The real estate sector is moving back into the conversation in 2026. After years of higher interest rates and pressure on property valuations, the backdrop is now starting to look more balanced. Financing costs have already stabilized, transaction volumes are showing signs of recovery, and real estate stocks are trading at steep discounts to historical multiples.

Asset managers have begun framing the setup as a potential turning point. Invesco noted in its 2026 outlook that listed real estate offers “a compelling combination of improving fundamentals, attractive valuations, and sector-specific opportunities,” particularly as rate volatility cools. Cohen & Steers, in its own 2026 commentary, highlighted valuation gaps between public and private real estate and noted that sectors tied to structural growth, including data centers and logistics, remain supported by long-term demand drivers. CBRE’s U.S. Real Estate Market Outlook also projects a pickup in commercial real estate investment activity this year.

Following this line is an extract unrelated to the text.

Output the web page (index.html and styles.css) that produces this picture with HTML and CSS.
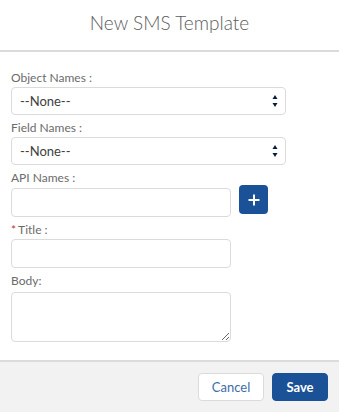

For investing beginners, the combination of stabilizing rates, discounted share prices, and selective real estate sector strength is worth paying attention to. Below, we look at the 10 Best Real Estate Stocks to Buy for Beginners.

Our Methodology

To identify the 10 Best Real Estate Stocks to Buy for Beginners, we started with the Finviz screener and focused on real estate companies with market capitalizations of at least $2 billion. From there, we looked at CNN’s compilation of analyst ratings to determine the median upside for each stock as of February 11, 2026. Narrowing the list to names showing more than 20% upside potential, we then ranked the 10 stocks according to their upside potential. We have also included the number of hedge funds that hold the stock as of Q3 2025.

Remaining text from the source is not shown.